For glassmaking and other industries, desert sand can sometimes be viable after processing, but construction remains the dominant consumer. Long-term solutions may involve advanced materials science, including 3D-printed buildings or bio-based composites, to ease pressure on natural aggregates.
Economic and Strategic Implications
Sand imports represent a minor but telling fraction of national budgets for resource-rich Gulf states. They highlight vulnerabilities in supply chains for even the most basic building blocks. As Vision 2030 and similar programs accelerate, securing reliable, high-quality sand sources becomes a matter of strategic planning alongside oil and gas.
Globally, the issue ties into broader resource security. Sand scarcity—specifically the right kind—could constrain development if unaddressed. International trade data shows complex flows: nations exporting one grade while importing another, reflecting specialization in the market.
A Lesson in Resource Nuance
The practice of desert nations importing sand serves as a powerful reminder that natural resources are defined by utility, not mere presence. What looks like an infinite desert supply is, for practical purposes, mismatched to the demands of contemporary engineering. This reality drives global trade, influences environmental policy, and fuels innovation in materials.

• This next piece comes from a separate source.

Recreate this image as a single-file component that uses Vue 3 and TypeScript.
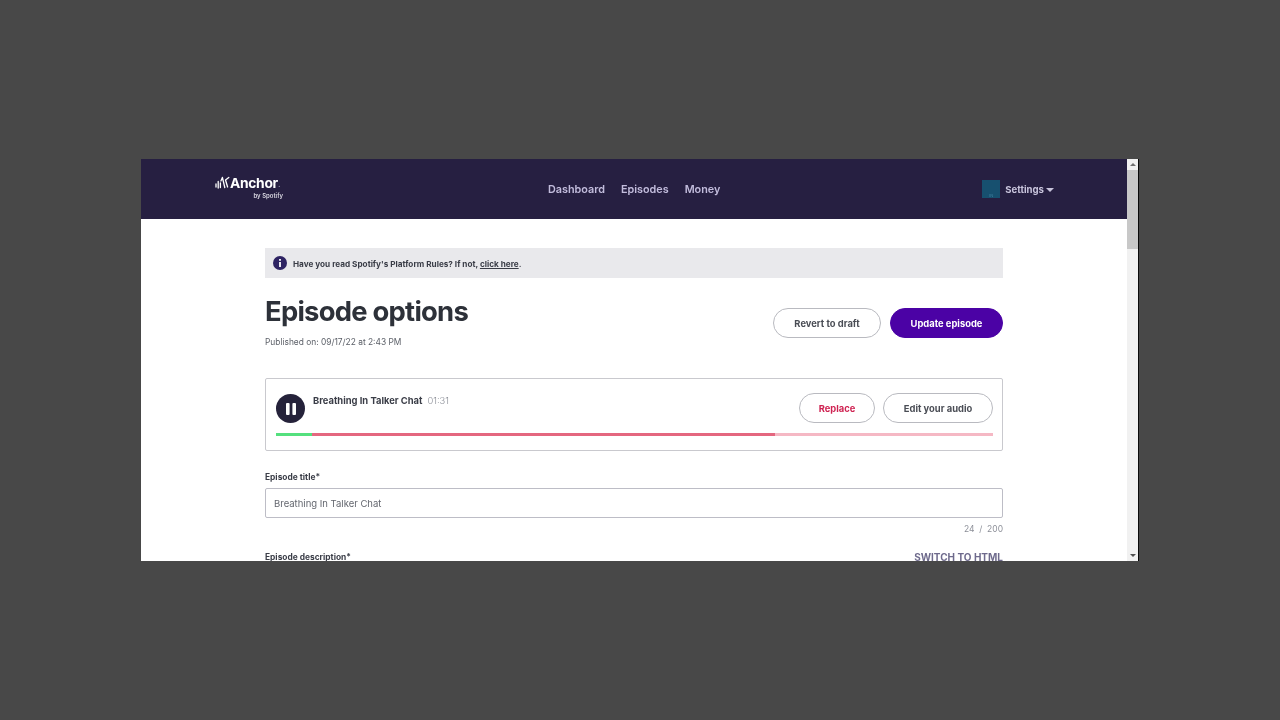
<template>
  <div class="desktop">
    <div class="window">
      <div class="page">
        <header class="topbar">
          <div class="logo">
            <div class="logo-row">
              <svg class="logo-mark" width="15" height="13" viewBox="0 0 15 13" fill="none" stroke="#fff" stroke-width="1.3" stroke-linecap="round">
                <path d="M1 8v3M3.2 5.5V12M5.4 7v4.5M7.4 1.5 5.9 5M7.4 1.5 9.8 11.5M10.5 4 13.8 1.5M10.5 4 12.6 11" />
              </svg>
              <span class="logo-name">Anchor</span><span class="logo-dot">.</span>
            </div>
            <div class="logo-sub">by Spotify</div>
          </div>
          <nav class="nav">
            <a v-for="item in navItems" :key="item">{{ item }}</a>
          </nav>
          <div class="account">
            <div class="avatar"><span>IN</span></div>
            <span class="settings">Settings</span>
            <span class="caret"></span>
          </div>
        </header>

        <main class="content">
          <div class="notice">
            <svg width="14" height="14" viewBox="0 0 14 14">
              <circle cx="7" cy="7" r="7" fill="#2e2463" />
              <rect x="6.1" y="6" width="1.8" height="5" fill="#fff" />
              <rect x="6.1" y="3" width="1.8" height="1.8" fill="#fff" />
            </svg>
            <span>Have you read Spotify's Platform Rules? If not, <u>click here</u>.</span>
          </div>

          <div class="title-row">
            <div>
              <h1>Episode options</h1>
              <p class="published">Published on: 09/17/22 at 2:43 PM</p>
            </div>
            <div class="actions">
              <button class="pill revert">Revert to draft</button>
              <button class="pill update">Update episode</button>
            </div>
          </div>

          <section class="player">
            <div class="player-top">
              <button class="pause" aria-label="Pause">
                <svg width="10" height="12" viewBox="0 0 10 12" fill="#fff">
                  <rect x="0" y="0" width="3.6" height="12" rx="1" />
                  <rect x="6.4" y="0" width="3.6" height="12" rx="1" />
                </svg>
              </button>
              <div class="track">
                <strong>Breathing In Talker Chat</strong>
                <span>01:31</span>
              </div>
              <button class="pill replace">Replace</button>
              <button class="pill edit">Edit your audio</button>
            </div>
            <div class="progress">
              <div
                v-for="seg in segments"
                :key="seg.color"
                :style="{ width: seg.width + 'px', background: seg.color }"
              ></div>
            </div>
          </section>

          <label class="field-label">Episode title*</label>
          <div class="text-input">Breathing In Talker Chat</div>
          <div class="counter">24 &nbsp;/&nbsp; 200</div>

          <div class="desc-row">
            <label class="field-label">Episode description*</label>
            <a class="switch">SWITCH TO HTML</a>
          </div>
        </main>
      </div>

      <aside class="scrollbar">
        <span class="arrow up"></span>
        <div class="track-area"><div class="thumb"></div></div>
        <span class="arrow down"></span>
      </aside>
    </div>
  </div>
</template>

<script setup lang="ts">
const navItems: string[] = ['Dashboard', 'Episodes', 'Money']

const segments: { width: number; color: string }[] = [
  { width: 36, color: '#54e07e' },
  { width: 463, color: '#e4677f' },
  { width: 218, color: '#f5b8c4' }
]
</script>

<style>
html,
body {
  margin: 0;
  background: #484848;
}
</style>

<style scoped>
.desktop {
  width: 1280px;
  height: 720px;
  box-sizing: border-box;
  padding: 159px 0 0 141px;
  background: #484848;
  font-family: Inter, "Liberation Sans", sans-serif;
  overflow: hidden;
}
.window {
  width: 998px;
  height: 402px;
  display: flex;
  background: #fff;
  overflow: hidden;
  filter: blur(0.4px);
}
.page {
  width: 986px;
  flex: none;
  overflow: hidden;
}
.topbar {
  height: 60px;
  box-sizing: border-box;
  display: flex;
  align-items: center;
  background: #261f41;
  position: relative;
}
.logo {
  margin-left: 74px;
  width: 68px;
  color: #fff;
  margin-top: -4px;
}
.logo-row {
  display: flex;
  align-items: center;
  height: 15px;
}
.logo-mark {
  margin-right: 0;
}
.logo-name {
  font-size: 13.8px;
  font-weight: 700;
  letter-spacing: -0.3px;
}
.logo-dot {
  font-size: 9px;
  color: #8d88a0;
  align-self: flex-end;
  margin-bottom: 1px;
}
.logo-sub {
  font-size: 6px;
  font-weight: 600;
  text-align: right;
  margin-top: 2px;
  color: #d8d6e0;
}
.nav {
  display: flex;
  gap: 16px;
  margin-left: 265px;
}
.nav a {
  color: #c2bcdc;
  font-size: 10.8px;
  font-weight: 600;
}
.account {
  display: flex;
  align-items: center;
  margin-left: auto;
  margin-right: 73px;
}
.avatar {
  width: 18px;
  height: 18px;
  background: #17506f;
  display: flex;
  align-items: flex-end;
  justify-content: center;
  margin-right: 5px;
}
.avatar span {
  font-size: 4px;
  color: #3f7f9f;
}
.settings {
  color: #c8c4dc;
  font-size: 9.6px;
  font-weight: 700;
}
.caret {
  margin-left: 2px;
  margin-top: 1px;
  border-left: 4px solid transparent;
  border-right: 4px solid transparent;
  border-top: 4px solid #c8c4dc;
}
.content {
  width: 738px;
  margin-left: 124px;
  padding-top: 29px;
  color: #292f36;
}
.notice {
  height: 30px;
  display: flex;
  align-items: center;
  gap: 6px;
  padding-left: 8px;
  background: #e9e9ec;
  font-size: 8.2px;
  font-weight: 700;
  color: #3a3d47;
}
.notice span {
  margin-top: 1px;
}
.title-row {
  display: flex;
  justify-content: space-between;
  height: 100px;
}
h1 {
  margin: 15px 0 0;
  font-size: 27.4px;
  line-height: 36px;
  font-weight: 700;
  letter-spacing: -0.75px;
  color: #2d3139;
}
.published {
  margin: 7px 0 0;
  font-size: 8.4px;
  line-height: 12px;
  color: #5c6068;
}
.actions {
  display: flex;
  gap: 9px;
  margin-top: 30px;
  align-items: flex-start;
}
.pill {
  height: 30px;
  box-sizing: border-box;
  border-radius: 15px;
  border: 1px solid #b9bac0;
  background: #fff;
  font-family: inherit;
  font-size: 9.4px;
  font-weight: 700;
  color: #4a4d55;
  padding: 0;
}
.revert {
  width: 108px;
}
.update {
  width: 113px;
  background: #4b02a5;
  border-color: #4b02a5;
  color: #fff;
}
.player {
  height: 73px;
  box-sizing: border-box;
  border: 1px solid #c9c9ce;
  border-radius: 2px;
  padding: 14px 9px 0 10px;
}
.player-top {
  display: flex;
  align-items: flex-start;
  height: 40px;
}
.pause {
  width: 29px;
  height: 29px;
  margin-top: 1px;
  border: 0;
  border-radius: 50%;
  background: #25223a;
  display: flex;
  align-items: center;
  justify-content: center;
  padding: 0;
}
.track {
  flex: 1;
  margin-left: 8px;
  margin-top: 2px;
  font-size: 9.4px;
  line-height: 12px;
}
.track strong {
  font-weight: 700;
  color: #3a3d47;
}
.track span {
  margin-left: 5px;
  color: #8c8f98;
  font-weight: 300;
}
.replace {
  width: 76px;
  color: #cf2352;
}
.edit {
  width: 110px;
  margin-left: 8px;
}
.progress {
  display: flex;
  height: 3px;
  margin-top: 0;
}
.field-label {
  display: block;
  font-size: 8.4px;
  line-height: 12px;
  font-weight: 700;
  color: #3a3d47;
}
.player + .field-label {
  margin-top: 20px;
}
.text-input {
  margin-top: 5px;
  height: 30px;
  box-sizing: border-box;
  border: 1px solid #bdbdc6;
  border-radius: 2px;
  padding-left: 8px;
  display: flex;
  align-items: center;
  font-size: 9.5px;
  color: #63666e;
}
.counter {
  margin-top: 5px;
  text-align: right;
  font-size: 8.5px;
  line-height: 12px;
  color: #8c8f98;
}
.desc-row {
  display: flex;
  justify-content: space-between;
  align-items: center;
  margin-top: 16px;
}
.switch {
  font-size: 10px;
  line-height: 12px;
  font-weight: 700;
  color: #6e6a8c;
}
.scrollbar {
  flex: 1;
  background: #f1f1f1;
  border-right: 1px solid #0a0a0a;
  display: flex;
  flex-direction: column;
  align-items: center;
}
.arrow {
  flex: none;
  width: 0;
  height: 0;
  border-left: 3px solid transparent;
  border-right: 3px solid transparent;
}
.arrow.up {
  margin: 4px 0 4px;
  border-bottom: 3px solid #707070;
}
.arrow.down {
  margin: 3px 0 4px;
  border-top: 3px solid #505050;
}
.track-area {
  flex: 1;
  width: 100%;
}
.thumb {
  height: 79px;
  background: #c8c8c8;
}
</style>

As the world builds toward a more urban future, understanding these nuances becomes critical. From the polished dunes of Arabia to the quarries of Australia, sand tells a story of human ingenuity confronting geological limits. Addressing the construction sand challenge sustainably will require collaboration across science, policy, and industry—ensuring that progress does not come at the expense of the planet’s fragile ecosystems.
For policymakers, engineers, and citizens alike, this paradox invites deeper reflection on consumption patterns. In an era of climate awareness and resource constraints, optimizing what we have—whether through recycling, better design, or alternative materials—may prove as vital as any desert’s endless sands.